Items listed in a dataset
● ● ● ● ●
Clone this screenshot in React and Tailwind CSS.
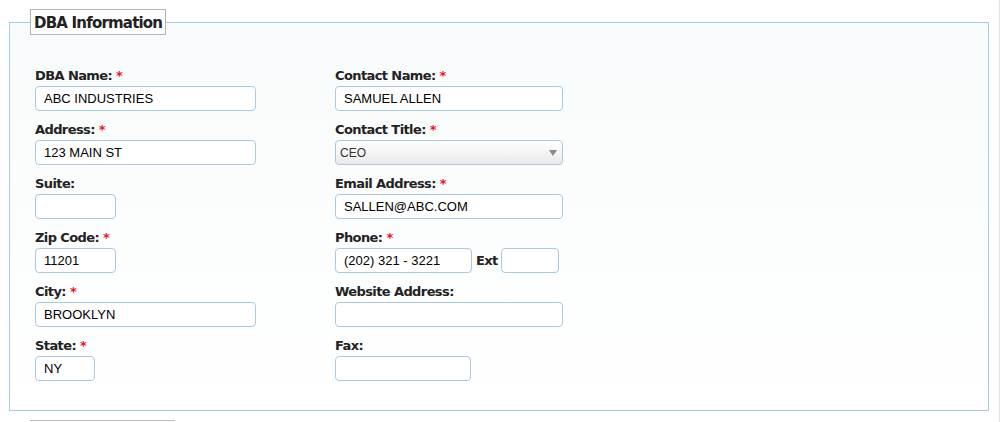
import React from 'react'

const LABEL = "block h-5 leading-5 text-[13px] tracking-[-0.6px] font-bold text-[#222] font-['DejaVu_Sans',sans-serif]"
const INPUT = "block h-[25px] rounded-[4px] border border-[#a9c9e2] bg-white px-2 text-[13px] text-[#000] font-['Liberation_Sans',Arial,sans-serif] outline-none"

function Req() {
  return <span className="ml-1 text-[#e8141e]">*</span>
}

function Field({ label, req, value, width, children }) {
  return (
    <div className="mb-[9px]">
      <label className={LABEL}>
        {label}
        {req && <Req />}
      </label>
      {children || <input className={INPUT} style={{ width }} defaultValue={value} />}
    </div>
  )
}

function TitleSelect() {
  return (
    <div className="relative h-[25px] w-[228px] rounded-[4px] border border-[#a9c9e2] bg-linear-to-b from-white to-[#e9e9e9] flex items-center pl-[4px]">
      <span className="text-[12px] text-[#333] font-['Liberation_Sans',Arial,sans-serif]">CEO</span>
      <svg className="absolute right-[5px] top-[9px]" width="8" height="6" viewBox="0 0 8 6">
        <path d="M0 0 L8 0 L4 6 Z" fill="#8a8a8a" />
      </svg>
    </div>
  )
}

const LEFT = [
  { label: 'DBA Name:', req: true, value: 'ABC INDUSTRIES', width: 221 },
  { label: 'Address:', req: true, value: '123 MAIN ST', width: 221 },
  { label: 'Suite:', req: false, value: '', width: 81 },
  { label: 'Zip Code:', req: true, value: '11201', width: 81 },
  { label: 'City:', req: true, value: 'BROOKLYN', width: 221 },
  { label: 'State:', req: true, value: 'NY', width: 60 },
]

export default function App() {
  return (
    <div className="w-[1000px] h-[422px] overflow-hidden bg-white border-r border-[#e3e3e3] pl-[9px] pt-[9px]">
      <fieldset className="w-[980px] h-[402px] border border-[#a3cbe3] bg-linear-to-b from-[#f8fbfb] to-white px-[20px]">
        <legend className="border border-[#b4b4b4] bg-white px-[3px] h-[26px] leading-[26px] text-[15px] tracking-[-0.8px] font-bold text-[#222] font-['DejaVu_Sans',sans-serif]">
          DBA Information
        </legend>
        <div className="pl-[5px] pt-[31px] flex">
          {/* Left column */}
          <div className="w-[300px]">
            {LEFT.map(f => (
              <Field key={f.label} {...f} />
            ))}
          </div>

          {/* Right column */}
          <div>
            <Field label="Contact Name:" req value="SAMUEL ALLEN" width={228} />
            <Field label="Contact Title:" req>
              <TitleSelect />
            </Field>
            <Field label="Email Address:" req value="SALLEN@ABC.COM" width={228} />
            <Field label="Phone:" req>
              <div className="flex items-center">
                <input className={INPUT} style={{ width: 137 }} defaultValue="(202) 321 - 3221" />
                <span className="ml-[4px] mr-[3px] text-[13px] tracking-[-0.6px] font-bold text-[#222] font-['DejaVu_Sans',sans-serif]">Ext</span>
                <input className={INPUT} style={{ width: 58 }} defaultValue="" />
              </div>
            </Field>
            <Field label="Website Address:" value="" width={228} />
            <Field label="Fax:" value="" width={136} />
          </div>
        </div>
      </fieldset>
      <div className="ml-[21px] mt-[9px] w-[145px] border-t border-[#bdbdbd]" />
    </div>
  )
}
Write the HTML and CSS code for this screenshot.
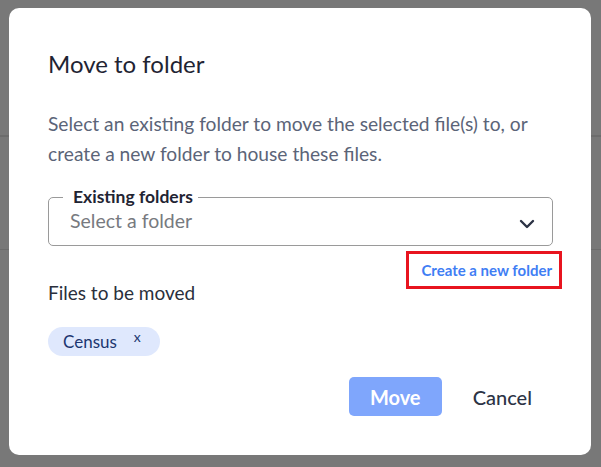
FILE: index.html
```html
<!DOCTYPE html>
<html>
<head>
<meta charset="utf-8">
<link rel="stylesheet" href="styles.css">
</head>
<body>
<div class="backdrop">
  <div class="dialog">
    <h1 class="title">Move to folder</h1>
    <p class="desc">Select an existing folder to move the selected file(s) to, or create a new folder to house these files.</p>
    <div class="select">
      <span class="legend">Existing folders</span>
      <span class="placeholder">Select a folder</span>
      <svg class="chevron" width="16" height="10" viewBox="0 0 16 10"><path d="M2 2 L8 8 L14 2" fill="none" stroke="#2c3345" stroke-width="2.4" stroke-linecap="round" stroke-linejoin="round"/></svg>
    </div>
    <div class="link-row">
      <a class="create-link">Create a new folder</a>
    </div>
    <div class="files-label">Files to be moved</div>
    <div class="chips">
      <span class="chip"><span class="chip-text">Census</span><span class="chip-x">x</span></span>
    </div>
    <div class="actions">
      <button class="btn-move">Move</button>
      <button class="btn-cancel">Cancel</button>
    </div>
  </div>
</div>
</body>
</html>
```

FILE: styles.css
```css
html, body {
  margin: 0;
  padding: 0;
}
body {
  width: 601px;
  height: 467px;
  overflow: hidden;
  font-family: Lato, "Noto Sans", sans-serif;
  background-color: #787878;
  background-image:
    linear-gradient(#6c6c6c, #6c6c6c),
    linear-gradient(#6c6c6c, #6c6c6c);
  background-size: 100% 2px, 100% 1px;
  background-position: 0 135px, 0 249px;
  background-repeat: no-repeat;
}
.backdrop {
  padding: 8px 10px 12px 9px;
  box-sizing: border-box;
  height: 467px;
  display: flex;
}
.dialog {
  flex: 1;
  background: #fff;
  border-radius: 10px;
  padding: 40px 38px 0 39px;
  display: flex;
  flex-direction: column;
}
.title {
  margin: 0;
  font-size: 24px;
  font-weight: 400;
  line-height: 32px;
  color: #1f2433;
}
.desc {
  margin: 29px 0 0 0;
  font-size: 19.2px;
  line-height: 30px;
  color: #5b6478;
}
.select {
  margin-top: 28px;
  padding: 0 17px 0 21px;
  border: 1px solid #9a9a9a;
  border-radius: 5px;
  height: 47px;
  display: flex;
  align-items: center;
  justify-content: space-between;
  position: relative;
}
.legend {
  position: absolute;
  left: 14px;
  top: -12px;
  padding: 0 5px 0 10px;
  background: #fff;
  font-size: 17.5px;
  font-weight: 700;
  color: #1f2433;
  line-height: 22px;
}
.placeholder {
  font-size: 19.5px;
  color: #777a80;
  line-height: 24px;
  margin-top: -2px;
}
.chevron {
  margin-top: 4px;
}
.link-row {
  display: flex;
  justify-content: flex-end;
  margin-top: 5px;
  margin-right: -9px;
}
.create-link {
  border: 3px solid #e8141f;
  padding: 7px 7px 7px 12px;
  font-size: 15px;
  font-weight: 700;
  color: #3f7ef4;
  line-height: 18px;
}
.files-label {
  margin-top: -7px;
  font-size: 19px;
  color: #2a2f3c;
  line-height: 22px;
}
.chips {
  margin-top: 23px;
  display: flex;
}
.chip {
  background: #dfe8fd;
  border-radius: 15px;
  height: 29px;
  padding: 0 19px 0 15px;
  display: flex;
  align-items: center;
  gap: 17px;
}
.chip-text {
  font-size: 17px;
  color: #1c3670;
}
.chip-x {
  font-size: 14px;
  color: #1c3670;
  margin-top: -10px;
}
.actions {
  margin-top: 21px;
  display: flex;
  justify-content: flex-end;
  align-items: center;
  gap: 31px;
  padding-right: 21px;
}
.btn-move {
  width: 93px;
  height: 39px;
  border: none;
  border-radius: 5px;
  background: #7fa6fc;
  color: #fff;
  font-family: Lato, sans-serif;
  font-size: 20px;
  font-weight: 700;
}
.btn-cancel {
  border: none;
  background: none;
  padding: 0;
  font-family: Lato, sans-serif;
  font-size: 20px;
  font-weight: 500;
  color: #2c3345;
}
```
● ● ● ● ●
◆ GOAL OF THE EXERCISE
In your copy, leave out the pictures and reproduce the material above exactly.

◆ THE RESULT
Clone this screenshot in React and Tailwind CSS.
import React from 'react'

const LABEL = "block h-5 leading-5 text-[13px] tracking-[-0.6px] font-bold text-[#222] font-['DejaVu_Sans',sans-serif]"
const INPUT = "block h-[25px] rounded-[4px] border border-[#a9c9e2] bg-white px-2 text-[13px] text-[#000] font-['Liberation_Sans',Arial,sans-serif] outline-none"

function Req() {
  return <span className="ml-1 text-[#e8141e]">*</span>
}

function Field({ label, req, value, width, children }) {
  return (
    <div className="mb-[9px]">
      <label className={LABEL}>
        {label}
        {req && <Req />}
      </label>
      {children || <input className={INPUT} style={{ width }} defaultValue={value} />}
    </div>
  )
}

function TitleSelect() {
  return (
    <div className="relative h-[25px] w-[228px] rounded-[4px] border border-[#a9c9e2] bg-linear-to-b from-white to-[#e9e9e9] flex items-center pl-[4px]">
      <span className="text-[12px] text-[#333] font-['Liberation_Sans',Arial,sans-serif]">CEO</span>
      <svg className="absolute right-[5px] top-[9px]" width="8" height="6" viewBox="0 0 8 6">
        <path d="M0 0 L8 0 L4 6 Z" fill="#8a8a8a" />
      </svg>
    </div>
  )
}

const LEFT = [
  { label: 'DBA Name:', req: true, value: 'ABC INDUSTRIES', width: 221 },
  { label: 'Address:', req: true, value: '123 MAIN ST', width: 221 },
  { label: 'Suite:', req: false, value: '', width: 81 },
  { label: 'Zip Code:', req: true, value: '11201', width: 81 },
  { label: 'City:', req: true, value: 'BROOKLYN', width: 221 },
  { label: 'State:', req: true, value: 'NY', width: 60 },
]

export default function App() {
  return (
    <div className="w-[1000px] h-[422px] overflow-hidden bg-white border-r border-[#e3e3e3] pl-[9px] pt-[9px]">
      <fieldset className="w-[980px] h-[402px] border border-[#a3cbe3] bg-linear-to-b from-[#f8fbfb] to-white px-[20px]">
        <legend className="border border-[#b4b4b4] bg-white px-[3px] h-[26px] leading-[26px] text-[15px] tracking-[-0.8px] font-bold text-[#222] font-['DejaVu_Sans',sans-serif]">
          DBA Information
        </legend>
        <div className="pl-[5px] pt-[31px] flex">
          {/* Left column */}
          <div className="w-[300px]">
            {LEFT.map(f => (
              <Field key={f.label} {...f} />
            ))}
          </div>

          {/* Right column */}
          <div>
            <Field label="Contact Name:" req value="SAMUEL ALLEN" width={228} />
            <Field label="Contact Title:" req>
              <TitleSelect />
            </Field>
            <Field label="Email Address:" req value="SALLEN@ABC.COM" width={228} />
            <Field label="Phone:" req>
              <div className="flex items-center">
                <input className={INPUT} style={{ width: 137 }} defaultValue="(202) 321 - 3221" />
                <span className="ml-[4px] mr-[3px] text-[13px] tracking-[-0.6px] font-bold text-[#222] font-['DejaVu_Sans',sans-serif]">Ext</span>
                <input className={INPUT} style={{ width: 58 }} defaultValue="" />
              </div>
            </Field>
            <Field label="Website Address:" value="" width={228} />
            <Field label="Fax:" value="" width={136} />
          </div>
        </div>
      </fieldset>
      <div className="ml-[21px] mt-[9px] w-[145px] border-t border-[#bdbdbd]" />
    </div>
  )
}
Write the HTML and CSS code for this screenshot.
FILE: index.html
```html
<!DOCTYPE html>
<html>
<head>
<meta charset="utf-8">
<link rel="stylesheet" href="styles.css">
</head>
<body>
<div class="backdrop">
  <div class="dialog">
    <h1 class="title">Move to folder</h1>
    <p class="desc">Select an existing folder to move the selected file(s) to, or create a new folder to house these files.</p>
    <div class="select">
      <span class="legend">Existing folders</span>
      <span class="placeholder">Select a folder</span>
      <svg class="chevron" width="16" height="10" viewBox="0 0 16 10"><path d="M2 2 L8 8 L14 2" fill="none" stroke="#2c3345" stroke-width="2.4" stroke-linecap="round" stroke-linejoin="round"/></svg>
    </div>
    <div class="link-row">
      <a class="create-link">Create a new folder</a>
    </div>
    <div class="files-label">Files to be moved</div>
    <div class="chips">
      <span class="chip"><span class="chip-text">Census</span><span class="chip-x">x</span></span>
    </div>
    <div class="actions">
      <button class="btn-move">Move</button>
      <button class="btn-cancel">Cancel</button>
    </div>
  </div>
</div>
</body>
</html>
```

FILE: styles.css
```css
html, body {
  margin: 0;
  padding: 0;
}
body {
  width: 601px;
  height: 467px;
  overflow: hidden;
  font-family: Lato, "Noto Sans", sans-serif;
  background-color: #787878;
  background-image:
    linear-gradient(#6c6c6c, #6c6c6c),
    linear-gradient(#6c6c6c, #6c6c6c);
  background-size: 100% 2px, 100% 1px;
  background-position: 0 135px, 0 249px;
  background-repeat: no-repeat;
}
.backdrop {
  padding: 8px 10px 12px 9px;
  box-sizing: border-box;
  height: 467px;
  display: flex;
}
.dialog {
  flex: 1;
  background: #fff;
  border-radius: 10px;
  padding: 40px 38px 0 39px;
  display: flex;
  flex-direction: column;
}
.title {
  margin: 0;
  font-size: 24px;
  font-weight: 400;
  line-height: 32px;
  color: #1f2433;
}
.desc {
  margin: 29px 0 0 0;
  font-size: 19.2px;
  line-height: 30px;
  color: #5b6478;
}
.select {
  margin-top: 28px;
  padding: 0 17px 0 21px;
  border: 1px solid #9a9a9a;
  border-radius: 5px;
  height: 47px;
  display: flex;
  align-items: center;
  justify-content: space-between;
  position: relative;
}
.legend {
  position: absolute;
  left: 14px;
  top: -12px;
  padding: 0 5px 0 10px;
  background: #fff;
  font-size: 17.5px;
  font-weight: 700;
  color: #1f2433;
  line-height: 22px;
}
.placeholder {
  font-size: 19.5px;
  color: #777a80;
  line-height: 24px;
  margin-top: -2px;
}
.chevron {
  margin-top: 4px;
}
.link-row {
  display: flex;
  justify-content: flex-end;
  margin-top: 5px;
  margin-right: -9px;
}
.create-link {
  border: 3px solid #e8141f;
  padding: 7px 7px 7px 12px;
  font-size: 15px;
  font-weight: 700;
  color: #3f7ef4;
  line-height: 18px;
}
.files-label {
  margin-top: -7px;
  font-size: 19px;
  color: #2a2f3c;
  line-height: 22px;
}
.chips {
  margin-top: 23px;
  display: flex;
}
.chip {
  background: #dfe8fd;
  border-radius: 15px;
  height: 29px;
  padding: 0 19px 0 15px;
  display: flex;
  align-items: center;
  gap: 17px;
}
.chip-text {
  font-size: 17px;
  color: #1c3670;
}
.chip-x {
  font-size: 14px;
  color: #1c3670;
  margin-top: -10px;
}
.actions {
  margin-top: 21px;
  display: flex;
  justify-content: flex-end;
  align-items: center;
  gap: 31px;
  padding-right: 21px;
}
.btn-move {
  width: 93px;
  height: 39px;
  border: none;
  border-radius: 5px;
  background: #7fa6fc;
  color: #fff;
  font-family: Lato, sans-serif;
  font-size: 20px;
  font-weight: 700;
}
.btn-cancel {
  border: none;
  background: none;
  padding: 0;
  font-family: Lato, sans-serif;
  font-size: 20px;
  font-weight: 500;
  color: #2c3345;
}
```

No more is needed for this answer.